In einen aktuellen Fall aus Hessen hatte eine allein sorgeberechtigte Mutter diese Untersuchungen für ihre beiden Kinder versäumt. Das Familiengericht erster Instanz hatte der Kindesmutter daraufhin die Gesundheitsfürsorge entzogen und dem Jugendamt übertragen. Dies erfolgte jedoch zu Unrecht, wie nunmehr das Oberlandesgericht (OLG) Frankfurt in einer Entscheidung vom Mai feststellt (Aktenzeichen 4 UF 19/23).

Untersuchungen versäumt

Denn das Kinderschutzgesetz in Hessen verzichte auf eine zwangsweise Durchsetzung der Teilnahme an diesen Untersuchungen und begründe die lediglich den Auftrag an das zuständige Jugendamt, zu ergründen, ob möglicherweise Gefahren für das Kind aufgrund der fehlenden Untersuchungen möglich seien.

Das OLG sieht keine Kindeswohlgefährdung allein durch das Versäumen der Untersuchung. Erst wenn feststellbar sei, dass der Gesundheitszustand der Kinder auffällig sei, könnten weitere Prüfungsmaßnahmen in Betracht kommen. Im laufenden Verfahren konnte auch das Gericht keine Hinweise auf familiäre oder erzieherische Defizite feststellen. Familienrechtliche Maßnahmen schieden daher nach Auffassung des OLG aus.

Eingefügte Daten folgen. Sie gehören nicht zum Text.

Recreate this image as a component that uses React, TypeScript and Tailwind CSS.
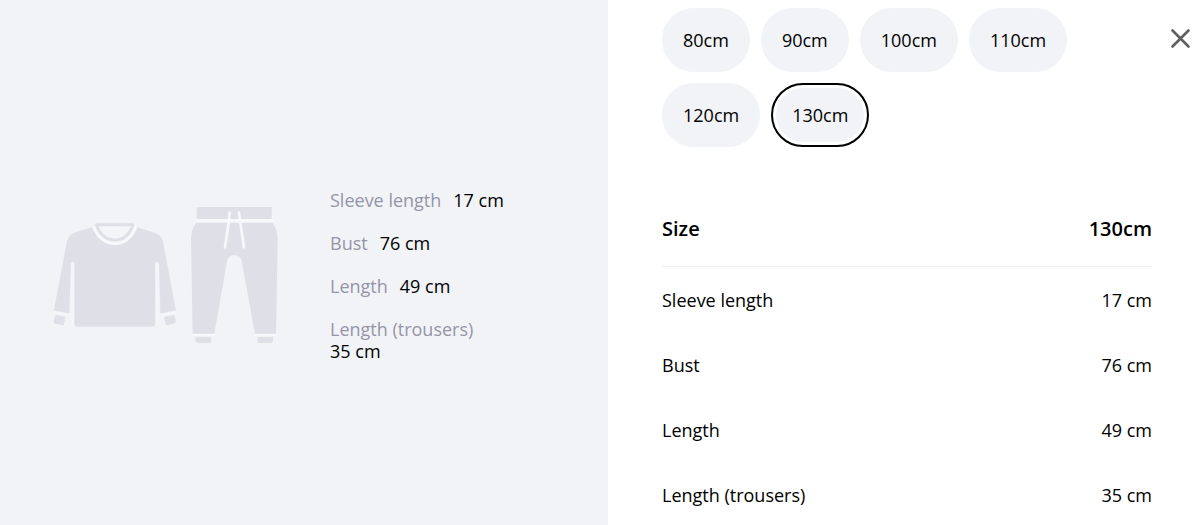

Kein Eingreifen des Familiengerichts

Auch in Niedersachsen hat das Gesetz zur Früherkennungsuntersuchung zum Ziel, die Gesundheit von Kindern zu fördern und den Kinderschutz zu verbessern. Hierzu gibt es ein verbindliches Einladungs- und Meldewesen, seit 2010 werden die Eltern von in Niedersachsen lebenden Kindern zu den Untersuchungen U5 bis U8 eingeladen. Ein Zwang zur Teilnahme besteht jedoch nicht. Das örtliche Jugendamt wird dann über ausbleibende Untersuchungen informiert und entscheidet selbstständig, ob Maßnahmen zu ergreifen sind.

Ergebnis

Das Jugendamt prüft in eigener Verantwortung, ob es das Familiengericht bei ausbleibenden Untersuchungen informiert. Diese Entscheidung des Jugendamtes unterliegt allein dem fachlichen Ermessen der dortigen Mitarbeiter und ist einer verwaltungsgerichtlichen Kontrolle nicht zugänglich. Erst mit Anrufung des Familiengerichts hat dieses gegebenenfalls Kindeswohl-Maßnahmen zu ergreifen.